Do you think you can include other encodings than UTF-8 (for poor old webservices 😝 )?

Thx

QUENTIN LAGARDE · Answer 1 · Thu Nov 26 2020 02:49:03 GMT+0800 (China Standard Time)

I didn't try but is it not possible to use buffer.read(_index_, this.charset) instead of buffer.readUtf!(_index_) in all the file XmlReader (with a default charset = Charsets.UTF_8)

And give the the possibility to define a custom Charset with TikXmlConfig that will be used in TikXml.java :
XmlReader reader = XmlReader.of(source, config.charset);

Nathan Reline · Answer 2 · Thu Nov 26 2020 06:37:55 GMT+0800 (China Standard Time)

@qLag It is possible, Okio's API allows you to provide a charset with Buffer#readString(), Buffer#writeString(), and ByteString#encodeString()

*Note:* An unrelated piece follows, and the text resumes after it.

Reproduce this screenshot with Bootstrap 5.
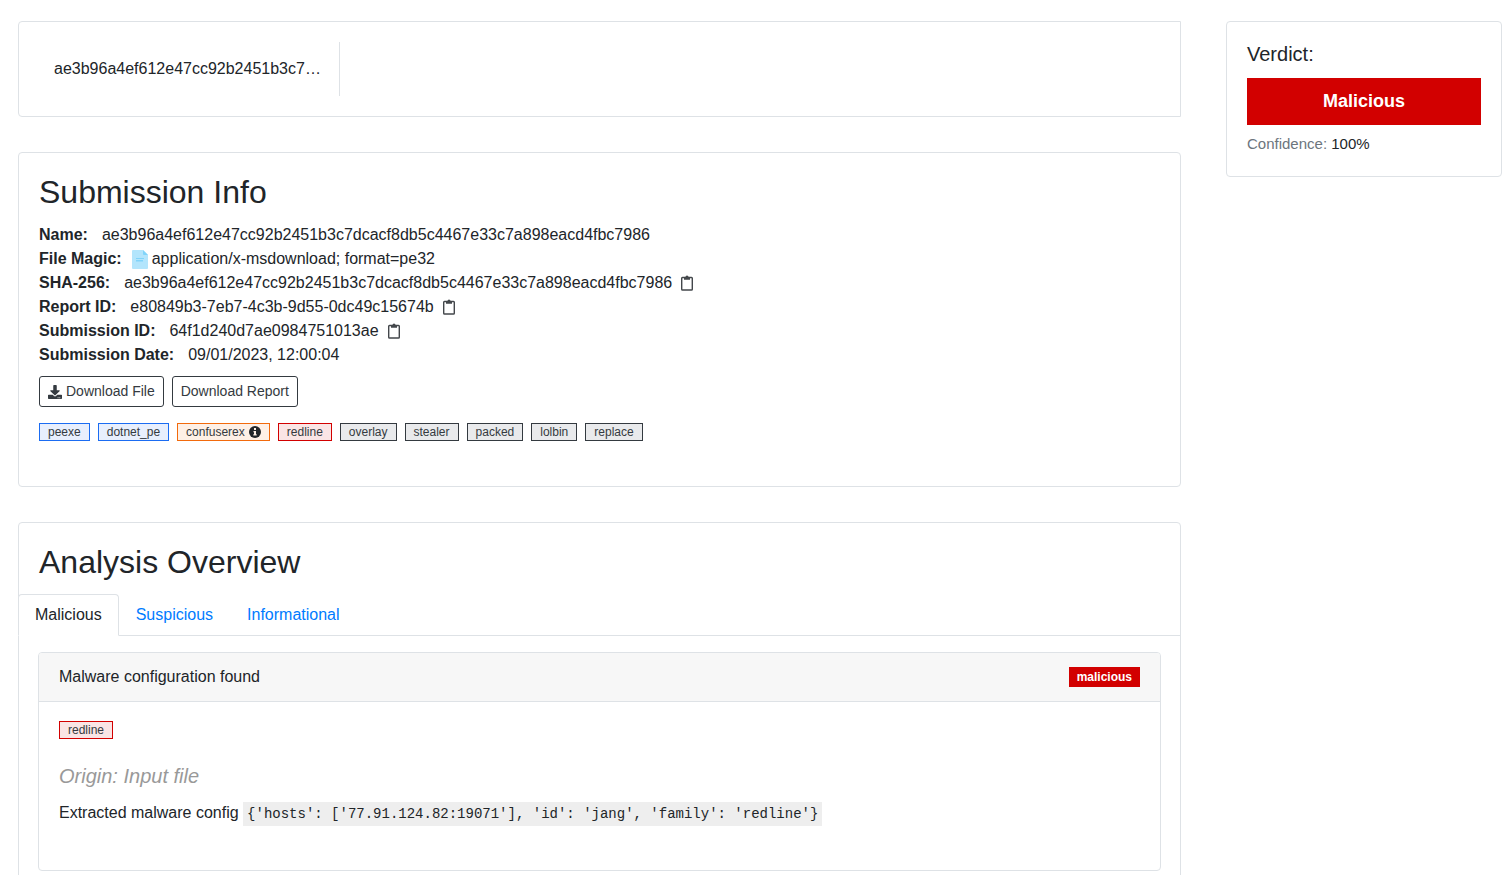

I think the only issue is skipping the leading BOM for each charset. This is the current implementation.

private int nextNonWhitespace(boolean throwOnEof, boolean isDocumentBeginning) throws IOException {
  // Look for UTF-8 BOM sequence 0xEFBBBF and skip it
  if (isDocumentBeginning && source.rangeEquals(0, UTF8_BOM)) {
    source.skip(3);
  }
  ...
}

Not sure if this is the most optimal way to support skipping the BOM for each charset, but here's how OkHttp does it for several UTF charsets.
https://github.com/square/okhttp/blob/3f946d0b13534bcd1662e58624b0fc5816d1cc14/okhttp/src/main/java/okhttp3/internal/Util.kt#L255-L265

Edit:
FWIW, Moshi doesn't skip the BOM, you have to detect it and skip it yourself before handing the stream to Moshi. Perhaps that is another avenue of approach.

Nathan Reline · Answer 3 · Fri Nov 27 2020 06:54:19 GMT+0800 (China Standard Time)

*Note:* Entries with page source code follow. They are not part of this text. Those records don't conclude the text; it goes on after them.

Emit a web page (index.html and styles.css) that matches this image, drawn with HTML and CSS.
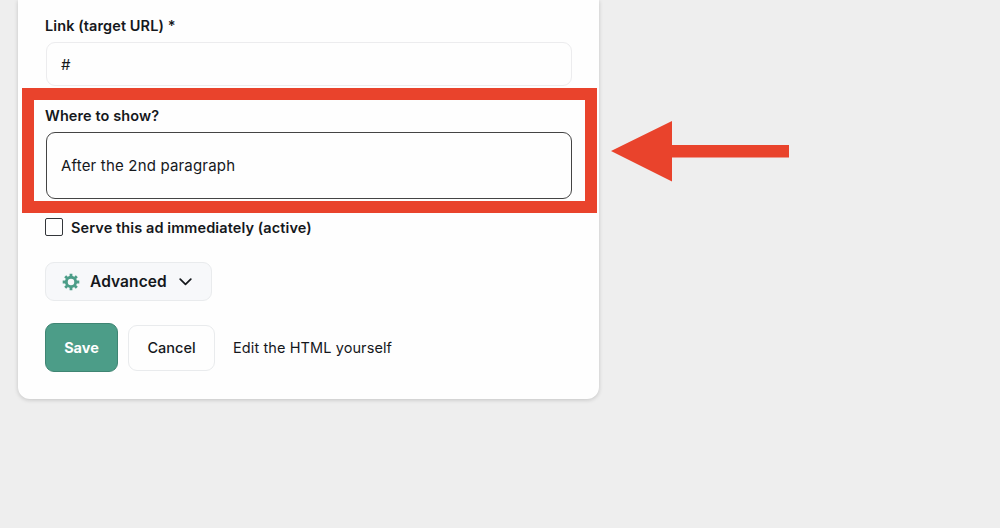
FILE: index.html
```html
<!DOCTYPE html>
<html lang="en">
<head>
    <meta charset="UTF-8">
    <meta name="viewport" content="width=device-width, initial-scale=1.0">
    <title>Edit ad</title>
    <link rel="stylesheet" href="styles.css">
</head>
<body>

<form class="card">
    <div class="field">
        <label for="target">Link (target URL) *</label>
        <input class="control" type="text" id="target" value="#">
    </div>

    <!-- Placement, marked with frame and arrow -->
    <div class="field placement">
        <label>Where to show?</label>
        <div class="control select">After the 2nd paragraph</div>
        <div class="highlight"></div>
        <svg class="arrow" width="178" height="62" viewBox="0 0 178 62">
            <path d="M0 31 L61 1 V25 H178 V37.500 H61 V61.500 Z" fill="#e9432c"/>
        </svg>
    </div>

    <label class="check">
        <input type="checkbox">
        <span>Serve this ad immediately (active)</span>
    </label>

    <button type="button" class="advanced">
        <svg class="gear" width="18" height="18" viewBox="0 0 18 18" fill="none" stroke="#4c9d88">
            <circle cx="9" cy="9" r="4.700" stroke-width="2.900"/>
            <path stroke-width="2.800" d="M9 .7v3M9 14.300v3M.7 9h3M14.300 9h3M3.200 3.200l2 2M12.800 12.800l2 2M3.200 14.800l2-2M12.800 5.200l2-2"/>
        </svg>
        <span>Advanced</span>
        <svg class="chevron" width="13" height="8" viewBox="0 0 13 8" fill="none" stroke="#15181c" stroke-width="1.700" stroke-linecap="round" stroke-linejoin="round">
            <path d="M1.200 1.200 L6.500 6.400 L11.800 1.200"/>
        </svg>
    </button>

    <div class="actions">
        <button type="button" class="save">Save</button>
        <button type="button" class="cancel">Cancel</button>
        <a class="edit">Edit the HTML yourself</a>
    </div>
</form>

</body>
</html>
```
FILE: styles.css
```css
* {
    margin: 0;
    padding: 0;
    box-sizing: border-box;
}

body {
    font-family: 'Inter', sans-serif;
    font-size: 14.5px;
    line-height: 20px;
    letter-spacing: 0.1px;
    background-color: #eeeeee;
    color: #15181c;
    height: 100vh;
    overflow: hidden;
}

button, input {
    font: inherit;
    letter-spacing: inherit;
    color: inherit;
}

.card {
    width: 581px;
    height: 399px;
    margin-left: 18px;
    padding: 16px 26px 0 27px;
    background-color: #fefefe;
    border-radius: 0 0 12px 12px;
    box-shadow: 0 1px 4px rgba(0, 0, 0, 0.18);
}

/* Fields */
.field label {
    display: block;
    margin-bottom: 6px;
    font-weight: 600;
}

.control {
    display: flex;
    align-items: center;
    width: 526px;
    height: 44px;
    margin-left: 1px;
    padding: 0 14px;
    border: 1px solid #ececee;
    border-radius: 9px;
    background-color: #fefefe;
    font-size: 15px;
    letter-spacing: 0.18px;
}

.placement {
    position: relative;
    margin-top: 20px;
}

.select {
    height: 67px;
    border-color: #444444;
}

/* Frame and arrow over the placement field */
.highlight {
    position: absolute;
    left: -23px;
    top: -18px;
    width: 575px;
    height: 125px;
    border: 12px solid #e9432c;
}

.arrow {
    position: absolute;
    left: 566px;
    top: 14px;
}

/* Active checkbox */
.check {
    display: flex;
    align-items: center;
    margin-top: 18px;
    font-weight: 600;
}

.check input {
    appearance: none;
    width: 18px;
    height: 18px;
    margin: 0 8px 1px 0;
    border: 1px solid #33363a;
    border-radius: 2px;
}

.check span {
    padding-top: 2px;
    line-height: 18px;
}

/* Buttons */
.advanced {
    display: flex;
    align-items: center;
    width: 167px;
    height: 39px;
    margin-top: 25px;
    padding-left: 16px;
    border: 1px solid #e9ebed;
    border-radius: 9px;
    background-color: #f7f8fa;
    font-size: 15.5px;
    font-weight: 600;
}

.advanced span {
    padding-top: 1px;
}

.gear {
    margin-right: 10px;
}

.chevron {
    margin-left: 12px;
}

.actions {
    display: flex;
    align-items: center;
    margin-top: 22px;
}

.save {
    width: 73px;
    height: 49px;
    border: 1px solid #3f8573;
    border-radius: 9px;
    background-color: #4c9d88;
    color: #fefefe;
    font-weight: 700;
    letter-spacing: 0;
}

.cancel {
    width: 87px;
    height: 46px;
    margin: 0 18px 0 10px;
    border: 1px solid #e9ebed;
    border-radius: 9px;
    background-color: #fefefe;
    font-weight: 500;
    letter-spacing: 0;
}
```
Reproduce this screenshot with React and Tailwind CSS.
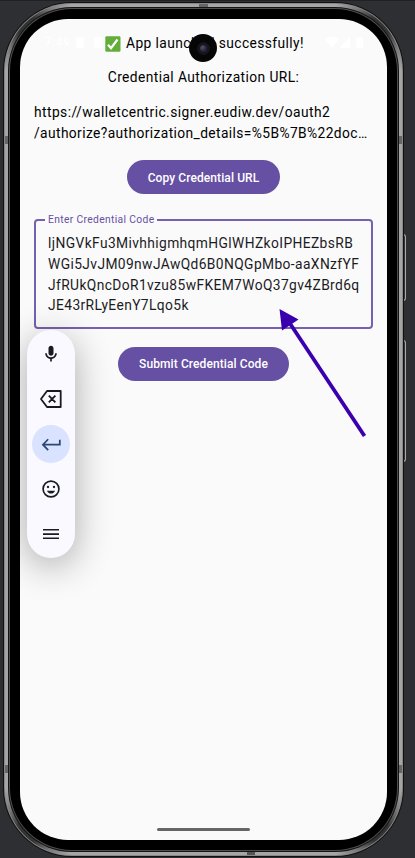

I made a draft here #150, needs unit tests but I went ahead and started the leg work.

QUENTIN LAGARDE · Answer 4 · Mon Nov 30 2020 15:49:10 GMT+0800 (China Standard Time)

Hi reline,
Thank for your support :) I will please to test your feature when it gets ready 👍

Nathan Reline · Answer 5 · Thu Dec 03 2020 08:33:22 GMT+0800 (China Standard Time)

@qLag In the meantime you can always build a snapshot off of that branch if it's urgent and meets your needs.
I'd like to get more feedback from the maintainers now.

QUENTIN LAGARDE · Answer 6 · Thu Dec 17 2020 04:20:37 GMT+0800 (China Standard Time)

Hi reline,

I tried your draft using this line in Gradle :
implementation 'com.github.reline:tikxml:iso-8859-1-SNAPSHOT'

And this in my code :
val tikXml = TikXml.Builder() .charset(Charsets.ISO_8859_1) .exceptionOnUnreadXml(false) .build()

And... it works great ! 👍 😊 🎉
I needed to add these lines too in my build.gralde to make it work :
packagingOptions { exclude 'META-INF/gradle/incremental.annotation.processors' }

Its a really good new. How can we proceed now to be included in Tickaroo/tikXML ?
Thanks again :)

Qlag

Nathan Reline · Answer 7 · Wed Dec 23 2020 05:44:31 GMT+0800 (China Standard Time)

@qLag Glad that worked for you!

I updated the PR with some unit tests, only significant difference I made was fixing the XML declaration when writing in charsets other than UTF-8.

- XML_DECLARATION = ByteString.encodeUtf8("<?xml version=\"1.0\" encoding=\"UTF-8\"?>");
+ XML_DECLARATION = ByteString.encodeString("<?xml version=\"1.0\" encoding=\"" + charset.name() + "\"?>", charset);

Is anyone available to review it? @sockeqwe @Bodo1981